Given the strong gains achieved during those periods of positive signals, that is, since the initial positive signals in Oct. 2008 followed by the outright buy signals in Nov. 2009, following them as a selective guide as to when to make routine purchases or even additional purchases proved to be of great advantage to me personally, and hopefully, for anyone who was reading my Newsletters over those years and/or through the latter part of 2013 and saw enough merit in my approach to follow its recommendations too.
However, the recent reduce/sell signals haven't shown as clear cut a result. True, the recommendations starting in Oct. '13 to reduce exposure to certain categories of stock funds including small caps, emerging markets, and international stocks have generally proven accurate. However, while larger US stocks, haven't gained any ground in the last year and a half, they probably have gained sufficiently in the last 2 1/2 years or so to justify having just held them, or even purchased and held them starting near the beginning of the period. So perhaps not enough time has elapsed since the issuance of the mid-Oct. 2013 reduce/sell signal to fully evaluate its true effectiveness, since the signal suggests that buying or holding for up to five years from the onset of the signal might not lead to particularly good returns.
Some Further Observations
It appears that according to criteria used to create my aforementioned Aug. 2008 decision-assisting tool, exceptional buying opportunities for the overall stock market, such as the one that my research indicated began in Nov. 2009, do not emerge all that often, but when they do, they may persist for a number of years.
The same appears true as to when to reduce or sell your stock position, although since the market has an upward bias more often than not, recommendations to sell would tend to have a somewhat shorter window.
As a result, the tool tends to make a recommendation of hold for any given category of fund more often than not. For the majority of the time, then, a recommendation to merely hold an existing position, or, if you are considering new purchases, buying and then holding that position, appear to be the strategy likely to do better than either buying or selling aggressively without an awfully good reason. Such a reason might include, among others, positive buy or hold signals, or negative reduce/sell signals emanating from the tool.
If true, this would appear to essentially confirm watchful waiting or buying and holding, although somewhat modified to suggest that at certain key, but infrequent junctures, one should be ready to
a) take advantage of even better opportunities to profit from the enhanced prospects presumably laying ahead, or,
b) to lighten up during periods expected to show underperformance, since such periods have always been part and parcel of how the world of fund investing operates.
While some might contend that this might appear not to be much more than common sense for any well-informed investor, my tool's strict quantitative and research-based construction likely enables it to "add value" by using past performance data to suggest when, and to what extent, the best and worst opportunities might appear, employing the underlying premises that stocks typically:
- do the absolute best when bouncing back from severe underperformance, and
- tend to fall upon achieving year after year of what appears to become unsustainable levels.

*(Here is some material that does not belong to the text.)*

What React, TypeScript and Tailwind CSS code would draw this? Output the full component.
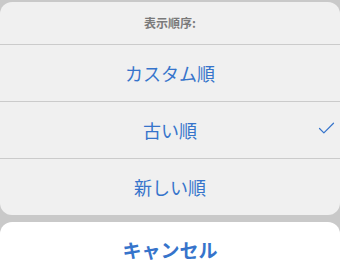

Approaches My Research Suggests An Investor Might Want to Consider Now
Given that the overall stock market, as measured by my above Aug. 2008 tool, shows that it is currently a hold (although not for all categories of stock funds), an investor might consider any or all of the strategies listed below. The tool actually produces a range of scores within a given designation of buy, sell, or hold. Scores, for example, can range from what I call "strong holds" to "weak holds."
Within today's overall market, as well as for most fund categories, scores mostly fall within the weak range of the hold designation. As a result, it would not take too much further a slippage in fund outlook to push these categories slightly further down on the tool's measurement scale. In other words, such could consequently push them once again into the reduce/sell designation.
a. Hold off on all further purchases of stocks, even regular automatic purchases such as through a 401(k). Your objective is to earmark such withheld money for the eventual purchase of stocks, awaiting better buying opportunities. This would mean that even if you believe that your allocation to stocks should hover around a fixed percentage, such as 60% of your investments, you might plan to reduce that percent temporarily. However, since it may literally take years before the tool registers buy once again, this strategy may be prove to be too extreme to be effective. Also on the flip side, it should be noted that even if any stock returns aren't particularly noteworthy, they may still be worthwhile if they exceed the returns achieved in either bonds or cash.
b. It may make more sense to merely partially lower the amount of any further purchases that you were already intending to make, such as reducing your regular percentage allocation to stocks in your 401(k) or any other lump sum investment you were planning to make.
c. You could continue to make scheduled purchases as before, unless or until there is a new signal that the overall market has indeed become a reduce/sell, or even eventually, a buy. How would you know if that happened? While I'm still not willing to provide others with direct access to the use of my buy/reduce/hold tool, be assured that such changes will be reported on my web site, or in some cases, sent out as an Alert email to all current subscribers.
d. Rather than cutting your purchases to all stock categories, you could instead switch some or all of your new purchases to stock fund categories that my tool shows have become buys, such as energy funds right now, or at least strong holds, such as emerging Markets.
Of course, similar to a "multiple choice test," none of the above may be your chosen course of action; that is, many may choose to continue to use watchful waiting or just continue their prior planned regular purchases as discussed above.
While I cannot guarantee that any of choices a) through d) will yield improved results, history, both as incorporated into my 2008 tool and as shown since then, would appear to suggest that you will likely wind up better off. On the other hand, I do understand that not everyone will want to manage their stock investments based primarily on how stock funds have for decades reliably acted in the past, but are not always 100% assured of acting like in the future. But that's how I'm proceeding with my own money.